By the end of last week, the dimensions of this question had grown. For the
Council, the implications of President Trump’s Executive Order on Border
Security and Immigration Enforcement Improvements hit home when a doctoral
scholar at Stanford University, twice selected as an SSRC Fellow (awarded
Council fellowships for dissertation preparation and field work in her
native Sudan), and the holder of a green-card, was detained and handcuffed
last Friday night at Kennedy Airport before her release. As the Association
of American Universities and the presidents of many campuses, including
Columbia, Johns Hopkins, the New School, and Stanford, have underscored,
this approach to national security contravenes values democratic societies
and the scholarly world hold dear.

The Council welcomes these statements and aligns with them. But
remonstrations must be accompanied by concrete behavior. Within the
framework of our organizational character, how should the SSRC act? For
which activities should we enhance our resolve?

I believe the answer lies less with responses to day-to-day events and
provocations than with intensifying each of the institution’s primary
purposes:

First is deepening the craft of social science. If we are to advance the
abilities of scholars to deploy rigorous inquiry, cross intellectual
frontiers, and advance human understanding, we must resist restrictions on
the movement of colleagues and students across borders, and act to
safeguard ever more vigorously the institutions and norms that advance
reliability and protect the integrity of social research. These valuable
bodies include the national statistical system, the National Science
Foundation, the National Endowments for the Arts and the Humanities, and
other federal agencies undergirding our system of open, standards-based
social knowledge, the foundation of democratic reason.

Second is the long-standing practice to summon national and international
scholarship in the academy to serve civic purposes. Especially in troubled
times, the SSRC should ask how to best strengthen Council programs on
peacebuilding, the environment, patterns of racial inequality, digital
culture, the place of religion in the public sphere and other vexing
subjects, and we must assiduously intensify our work concerning “Anxieties
of Democracy.” That program, which first took shape four years ago, is
motivated by concern for how the core institutions of established
democracies— elections, political parties, interest groups, social
movements, and, legislatures— address large problems in the public
interest. The recent addition of a media project to its existing working
groups on participation, institutions, climate, social policy, and national
security is particularly timely.

Third is our focus on building the capacities of individual scholars and
institutions in the United States and abroad to practice social science
effectively. The Council has an array of fellowships and projects whose aim
is to strengthen and democratize higher education, including efforts not
only to educate better scholars, but help scholars become better educators,
and thus pass to new generations both their craft and a deeper
understanding of their commitments.

These pursuits offer both means and inspiration that we must seize in
efforts to protect and enhance conditions for effective scholarship.

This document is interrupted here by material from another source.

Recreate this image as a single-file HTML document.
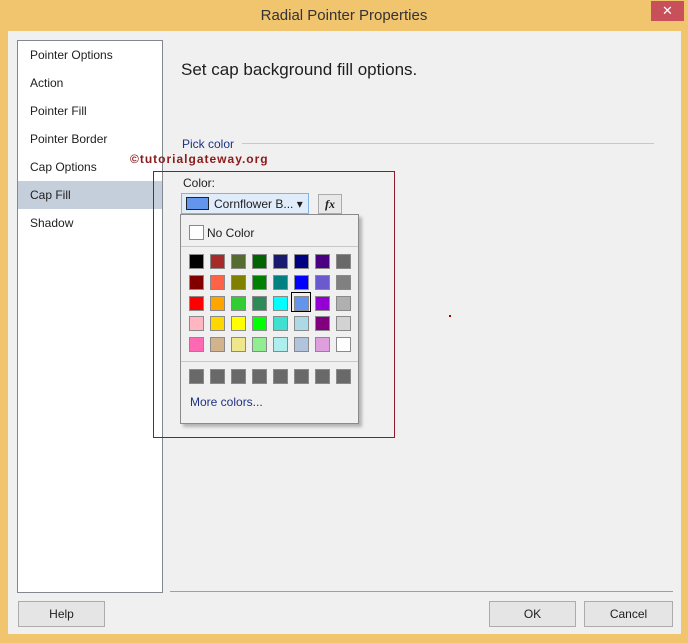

Fourth is the imperative of communication. The Council’s voice in each of
these respects must become more expansive and more vibrant.

Now in its tenth decade, the SSRC has witnessed fear-inducing economic
hardship, global warfare, political despotism, and depredations based on
race, class, and religion. Working across lines of party, demography, and
geography, I am confident that we can augment our efforts to shield and
deploy social science to prevent cruelty and imagine decent alternatives.